I have about 300.000 images - all categorized manually as "clip art" or "photo". For each image I can calculate three independent, numerical features that give a clear hint about whether the image is indeed a clip art or a photo. None of these numbers alone is enough for auto-categorizing new images reliably. Used in combination, however, auto-categorizing should be pretty accurate.

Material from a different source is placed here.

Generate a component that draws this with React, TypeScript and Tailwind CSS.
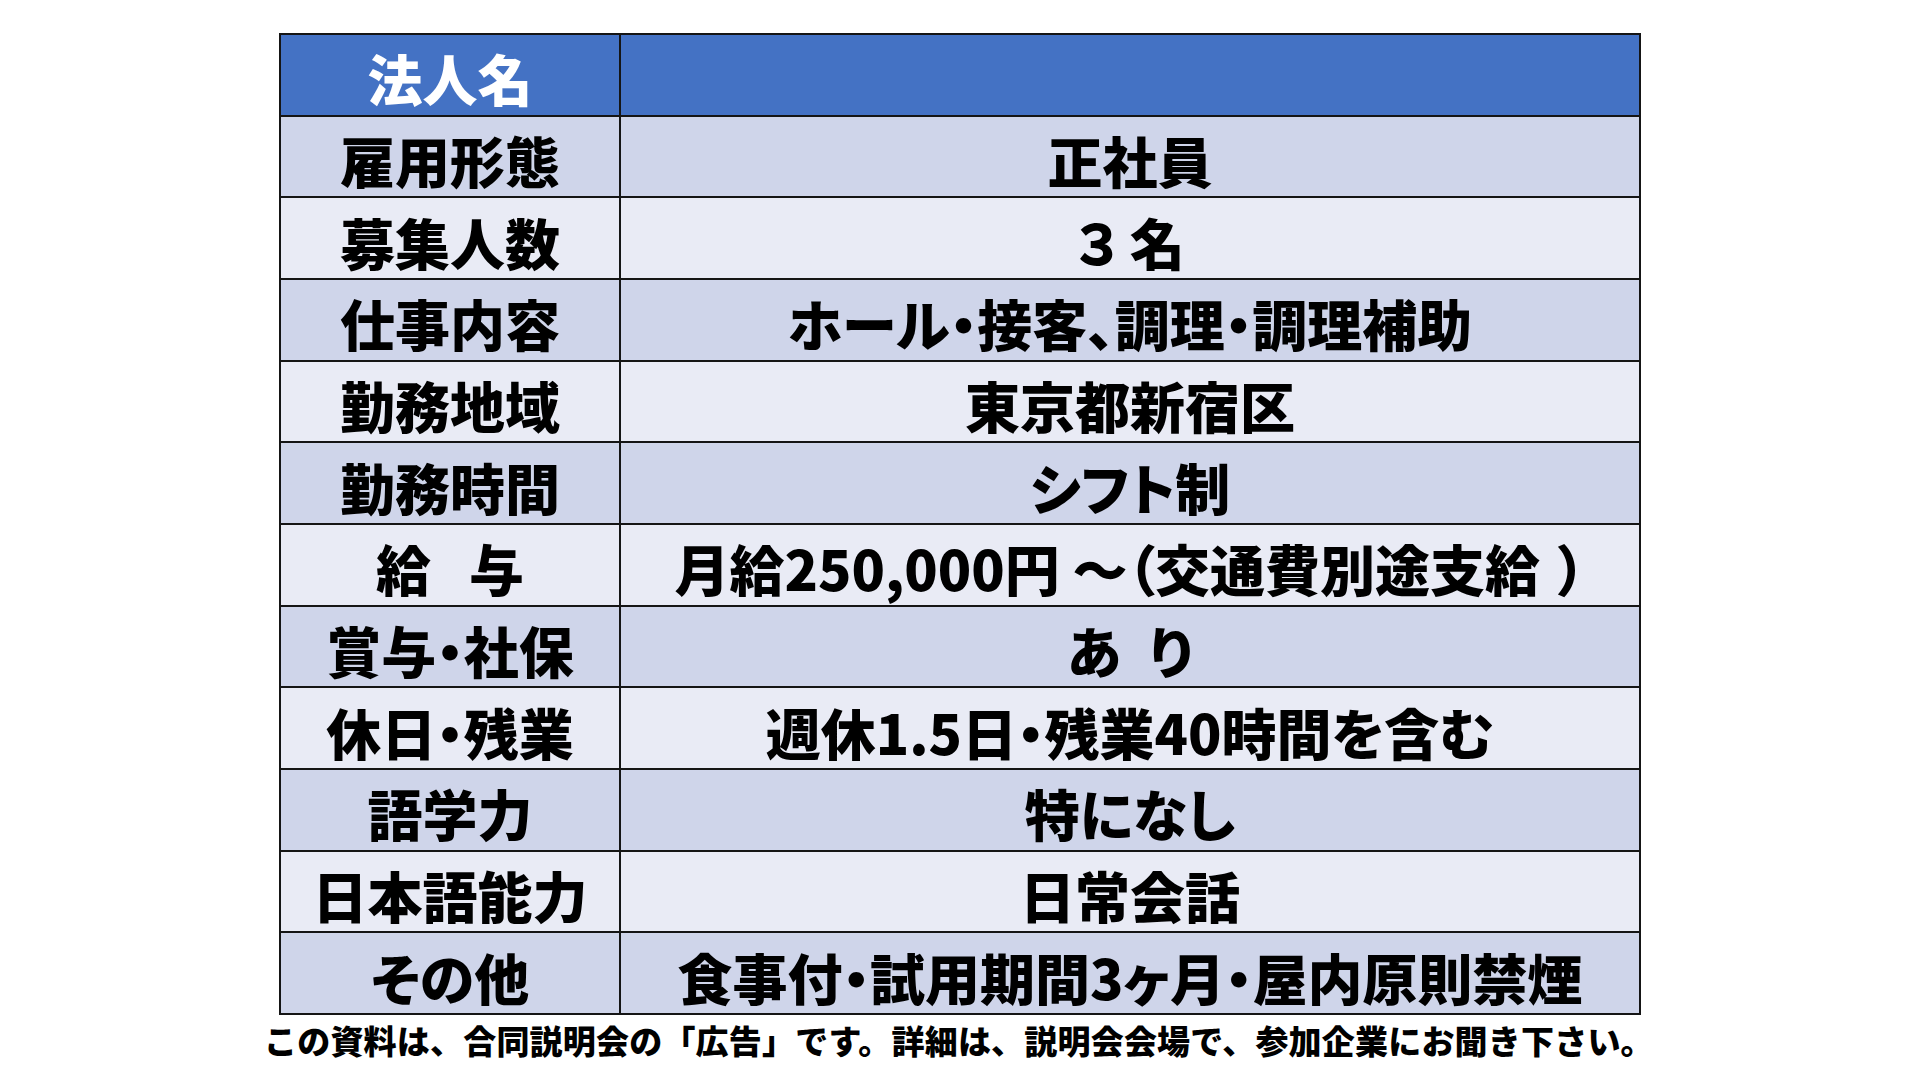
import React from "react";

const rows: { label: React.ReactNode; value: React.ReactNode }[] = [
  { label: "雇用形態", value: "正社員" },
  { label: "募集人数", value: "３ 名" },
  { label: "仕事内容", value: "ホール・接客、調理・調理補助" },
  { label: "勤務地域", value: "東京都新宿区" },
  { label: "勤務時間", value: "シフト制" },
  {
    label: (
      <>
        給<span className="inline-block w-[38px]"></span>与
      </>
    ),
    value: (
      <>
        月給250,000円 ～（交通費別途支給
        <span className="inline-block w-[18px]"></span>）
      </>
    ),
  },
  { label: "賞与・社保", value: (<>あ<span className="inline-block w-[28px]"></span>り</>) },
  { label: "休日・残業", value: "週休1.5日・残業40時間を含む" },
  { label: "語学力", value: "特になし" },
  { label: "日本語能力", value: "日常会話" },
  { label: "その他", value: "食事付・試用期間3ヶ月・屋内原則禁煙" },
];

export default function App() {
  return (
    <div
      className="w-[1920px] h-[1080px] bg-white overflow-hidden"
      style={{ fontFamily: '"Noto Sans CJK JP", "Noto Sans", sans-serif' }}
    >
      <div className="pt-[33px] pl-[279px]">
        <div className="w-[1362px] h-[982px] bg-[#151515] p-[2px] grid grid-cols-[338px_1fr] grid-rows-12 gap-[2px] [font-feature-settings:'palt']">
          <div className="bg-[#4472C4] flex items-center justify-center pt-[5px] text-white text-[55px] font-black leading-none">
            法人名
          </div>
          <div className="bg-[#4472C4]"></div>
          {rows.map((r, i) => {
            const bg = i % 2 === 0 ? "bg-[#CFD5EA]" : "bg-[#E9EBF5]";
            return (
              <React.Fragment key={i}>
                <div className={`${bg} flex items-center justify-center pt-[6px] text-black text-[55px] font-black leading-none whitespace-nowrap`}>
                  {r.label}
                </div>
                <div className={`${bg} flex items-center justify-center pt-[6px] text-black text-[55px] font-black leading-none whitespace-nowrap`}>
                  {r.value}
                </div>
              </React.Fragment>
            );
          })}
        </div>
        <div className="ml-[-15px] mt-[5px] text-[33px] tracking-[0.2px] font-black leading-[40px] text-black whitespace-nowrap">
          この資料は、合同説明会の「広告」です。詳細は、説明会会場で、参加企業にお聞き下さい。
        </div>
      </div>
    </div>
  );
}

I can manually fiddle around and test hundreds of images and observe data. Thus, I can empirically find more or less suitable weighing factors or something alike. But I do have 300.000 properly categorized data sets ... I should be able to use this data to categorize new images pretty reliably. But how? I don't even know the proper terms to Google for an answer: is it "self learning" or a "neural network" or "artificial intelligence" that I'm looking for? How do I start in Python to solve this?

Simon Steinberger
  • 6,605
  • 5
  • 55
  • 97
  • 1
    You are looking for machine learning (supervised learning since you have the category). There is a lot of techniques though svm seems to work most of the time. – fredtantini Dec 31 '14 at 09:18
  • I think that the downwote is because the question is [off-topic](http://stackoverflow.com/help/on-topic) – fredtantini Dec 31 '14 at 09:19

1 Answers1

3

Your task is called classification and is a part of machine learning. This seems to be a very brief introduction to this field.

I don't know of a handy python library (I'm not saying there are none, but I don't use such things so I don't know of any), but some ML algorithms and classification models are very easy to implement yourself (e.g. k-NN, or linear classifier/regressor).

zegkljan
  • 8,051
  • 5
  • 34
  • 49